Because different sets of transitions are used for different redshifts, any cosmological implication of measured variations of $\Delta \alpha /\alpha $ with redshift should be taken very cautiously. Notice that, in addition, the low-z and high-z samples given by Murphy et al. (2003a) correspond to different kinds of absorbers. The low-z sample is mostly composed of absorption-line systems selected by the Mg  II  lines, and have moderate HI column densities; while a large fraction of the high-z sample is made up of damped Ly$\alpha$ absorption systems. Therefore, we should not be surprised if, in our analysis, different results are found for the two sets of systems, since they have been analyzed in different sets of transitions, and furthermore are associated with different types of cosmic structures.

In the two subsections below we will search for whether individual values of $\Delta \alpha /\alpha $ depend on $\lambda $. A significant correlation would prove that our working hypothesis is correct; if instead the MWF results correspond to a true variation of $\alpha$ no correlation should be found. For $\lambda $ positive, the (spurious) correlation between $\Delta\nu/\nu$ and Qwill have the same sign as the primary correlation between $\Delta\nu/\nu$ and $\log\tau$. For $\lambda $ negative the correlation will have the opposite sign. In order to obtain a negative $\Delta \alpha /\alpha $ when $\lambda $ is positive, $\Delta\nu/\nu$must decrease for increasing $\log\tau$. When $\lambda $ is negative $\Delta\nu/\nu$ must increase for increasing $\log\tau$. According to our working hypothesis, the closer the $\lambda $ value is to $\pm1$, the larger the displacement from zero of the $\Delta \alpha /\alpha $ value for each system. Therefore we expect a correlation between $\Delta \alpha /\alpha $ and $\lambda $. The average value of $\Delta \alpha /\alpha $ over the whole sample will be different from zero, provided that the $\lambda $ distribution is not symmetric around zero.

2.1 Low-z sample

Figure 1b shows that negative values of $\lambda $ are mostly associated with low-z objects (64 objects). A weighted linear regression between $\Delta \alpha /\alpha $ and $\lambda $ results in a positive slope, although at a low significance level: $m=(0.80\pm0.60)\times10^{-5}$, with a reduced $\chi^2$ of 1.10 (assuming a functional dependence $\Delta\alpha/\alpha=m\lambda+q$). A tighter result ($4.5\sigma$) is obtained assuming a functional dependence $\Delta\alpha/\alpha=m_0\lambda$: $m_0=(0.92\pm0.20)\times10^{-5}$, with a reduced $\chi^2$ of 1.09. Below we again will use the symbols m and m0 to indicate the best fitting slope leaving q free, or setting q=0.

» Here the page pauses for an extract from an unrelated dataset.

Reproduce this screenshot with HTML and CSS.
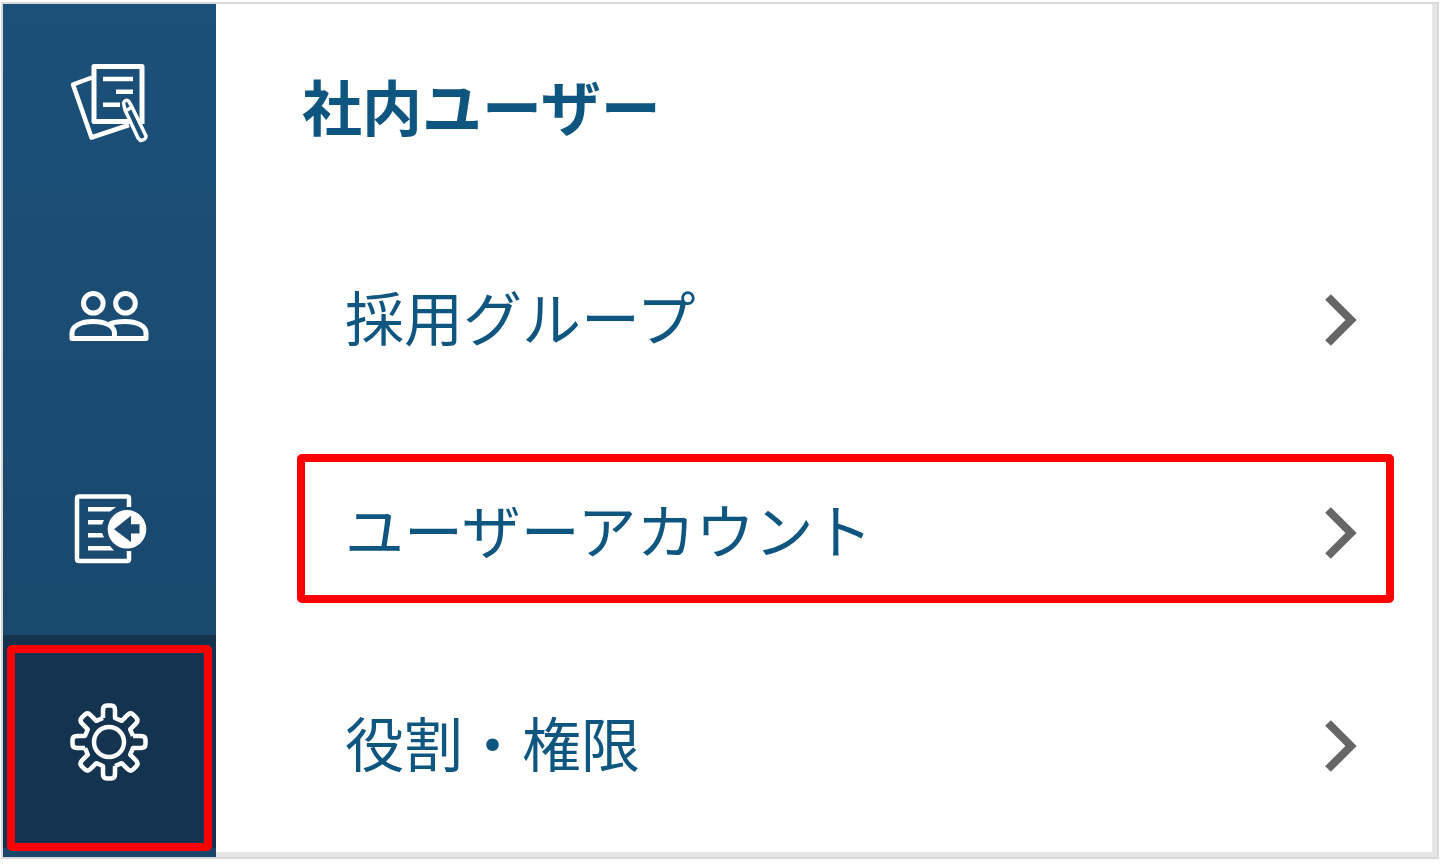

As can be seen in Fig. 1b, low-z objects present a bimodal distribution, consisting of one component with $\lambda $ in the range (-0.92, -0.80), and of another one with $\lambda $ in the range (-0.52, 0.01). The former component is highly uniform in $\lambda $ (39 objects with an average $\lambda $ value of -0.85) and the average $\Delta \alpha /\alpha $ is $(-0.80\pm0.18)\times10^{-5}$. For the other component (25 objects with an average $\lambda $ value -0.35) we have instead $\Delta\alpha/\alpha=(-0.36\pm0.23)\times10^{-5}$. A comparison of the two subsamples again suggests that $\Delta \alpha /\alpha $ increases with $\lambda $. However, as already obtained from the linear regression, the significance of this trend becomes compelling only if we assume that $\Delta \alpha /\alpha $ vanishes when $\lambda=0$.

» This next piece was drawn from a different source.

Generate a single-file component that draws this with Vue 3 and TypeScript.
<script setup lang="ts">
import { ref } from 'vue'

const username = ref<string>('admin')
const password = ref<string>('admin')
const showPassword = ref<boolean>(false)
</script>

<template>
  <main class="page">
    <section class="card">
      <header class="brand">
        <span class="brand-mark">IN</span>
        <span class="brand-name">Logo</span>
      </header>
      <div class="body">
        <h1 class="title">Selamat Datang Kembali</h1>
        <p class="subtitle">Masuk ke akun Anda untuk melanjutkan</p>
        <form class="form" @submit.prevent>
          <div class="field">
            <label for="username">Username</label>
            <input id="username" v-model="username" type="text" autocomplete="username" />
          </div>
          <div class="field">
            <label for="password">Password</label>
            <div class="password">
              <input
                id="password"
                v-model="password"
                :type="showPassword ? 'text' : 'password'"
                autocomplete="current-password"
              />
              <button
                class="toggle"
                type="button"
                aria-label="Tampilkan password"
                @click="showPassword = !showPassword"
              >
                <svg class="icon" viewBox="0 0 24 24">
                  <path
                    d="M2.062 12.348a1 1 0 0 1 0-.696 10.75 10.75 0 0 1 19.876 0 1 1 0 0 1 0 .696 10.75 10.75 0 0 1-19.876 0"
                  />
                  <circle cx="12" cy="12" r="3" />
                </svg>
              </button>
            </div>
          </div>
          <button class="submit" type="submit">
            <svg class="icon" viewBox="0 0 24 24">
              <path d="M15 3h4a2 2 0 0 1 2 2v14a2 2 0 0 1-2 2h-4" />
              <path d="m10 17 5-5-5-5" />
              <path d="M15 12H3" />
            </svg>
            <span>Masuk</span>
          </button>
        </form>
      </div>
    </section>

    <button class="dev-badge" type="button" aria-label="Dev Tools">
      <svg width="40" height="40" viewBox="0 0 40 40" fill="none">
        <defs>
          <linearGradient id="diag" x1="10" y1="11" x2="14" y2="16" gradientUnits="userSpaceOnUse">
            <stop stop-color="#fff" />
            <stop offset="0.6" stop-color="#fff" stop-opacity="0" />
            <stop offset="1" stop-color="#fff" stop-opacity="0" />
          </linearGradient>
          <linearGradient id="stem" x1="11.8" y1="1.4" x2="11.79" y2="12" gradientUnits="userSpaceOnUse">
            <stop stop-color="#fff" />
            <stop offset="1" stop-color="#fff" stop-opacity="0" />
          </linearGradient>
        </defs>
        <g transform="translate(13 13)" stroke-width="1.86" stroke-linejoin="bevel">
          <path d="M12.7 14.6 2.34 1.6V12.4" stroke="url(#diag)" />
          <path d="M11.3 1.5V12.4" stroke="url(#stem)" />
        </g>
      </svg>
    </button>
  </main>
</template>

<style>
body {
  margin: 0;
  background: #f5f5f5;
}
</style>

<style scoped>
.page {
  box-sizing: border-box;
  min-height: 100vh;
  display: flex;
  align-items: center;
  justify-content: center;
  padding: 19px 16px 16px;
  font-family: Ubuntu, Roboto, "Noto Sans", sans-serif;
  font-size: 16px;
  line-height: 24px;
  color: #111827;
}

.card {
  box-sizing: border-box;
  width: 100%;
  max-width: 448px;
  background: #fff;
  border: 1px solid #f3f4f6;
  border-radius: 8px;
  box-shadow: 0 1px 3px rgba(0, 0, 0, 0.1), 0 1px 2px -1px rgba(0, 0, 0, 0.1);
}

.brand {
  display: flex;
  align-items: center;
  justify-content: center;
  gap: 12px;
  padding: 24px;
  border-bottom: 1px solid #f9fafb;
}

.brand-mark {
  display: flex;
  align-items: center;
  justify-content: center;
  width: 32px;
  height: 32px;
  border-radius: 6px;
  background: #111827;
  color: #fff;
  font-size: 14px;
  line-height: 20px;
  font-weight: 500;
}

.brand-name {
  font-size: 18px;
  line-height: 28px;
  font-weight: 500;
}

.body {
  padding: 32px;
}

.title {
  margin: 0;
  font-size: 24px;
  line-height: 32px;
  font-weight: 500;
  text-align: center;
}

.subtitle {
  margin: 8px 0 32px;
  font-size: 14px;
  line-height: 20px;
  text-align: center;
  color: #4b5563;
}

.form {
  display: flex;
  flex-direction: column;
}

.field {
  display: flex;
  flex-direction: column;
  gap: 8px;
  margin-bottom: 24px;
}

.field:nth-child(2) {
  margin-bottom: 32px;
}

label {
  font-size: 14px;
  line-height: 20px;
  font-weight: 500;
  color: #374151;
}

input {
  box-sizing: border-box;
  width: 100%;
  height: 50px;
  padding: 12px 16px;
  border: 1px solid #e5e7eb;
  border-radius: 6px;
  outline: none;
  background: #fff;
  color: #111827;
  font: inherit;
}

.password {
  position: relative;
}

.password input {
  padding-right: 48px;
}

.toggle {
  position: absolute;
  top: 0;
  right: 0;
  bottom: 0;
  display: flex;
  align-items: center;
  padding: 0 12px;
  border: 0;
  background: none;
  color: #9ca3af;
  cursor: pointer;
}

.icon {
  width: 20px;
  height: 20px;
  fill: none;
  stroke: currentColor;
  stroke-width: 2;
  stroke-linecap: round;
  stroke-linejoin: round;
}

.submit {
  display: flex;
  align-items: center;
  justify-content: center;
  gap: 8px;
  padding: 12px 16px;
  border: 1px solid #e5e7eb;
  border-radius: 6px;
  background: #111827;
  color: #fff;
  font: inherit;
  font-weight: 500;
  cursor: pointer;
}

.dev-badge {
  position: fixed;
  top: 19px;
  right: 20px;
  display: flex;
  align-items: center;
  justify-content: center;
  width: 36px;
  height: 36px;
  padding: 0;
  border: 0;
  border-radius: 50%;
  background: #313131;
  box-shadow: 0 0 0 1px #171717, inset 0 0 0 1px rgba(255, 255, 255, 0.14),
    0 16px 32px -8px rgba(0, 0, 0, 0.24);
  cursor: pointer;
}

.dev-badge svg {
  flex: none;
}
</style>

It is worth investigating another recently published work (Chand et al. 2004), which analyzes the spectra of a sample of low-z absorption systems. The authors do not find any evidence of a VFSC and give an upper limit of $0.06\times10^{-5}$ to $\Delta \alpha /\alpha $. This is about one order of magnitude smaller than the signal claimed by MWF. The sample of Chand et al. (2004) is smaller than that of Murphy et al. (2003a) but the quoted errors of $\Delta \alpha /\alpha $ are smaller because high resolution observations allowed them to select only systems with all individual components identified unambiguously. The decision of applying a severe selection of the systems could either render the approach cleaner than that of MWF, or potentially more subject to biases. Here we check whether the correlation between $\Delta \alpha /\alpha $ and $\lambda $, found in the MWF low-z sample, is also present.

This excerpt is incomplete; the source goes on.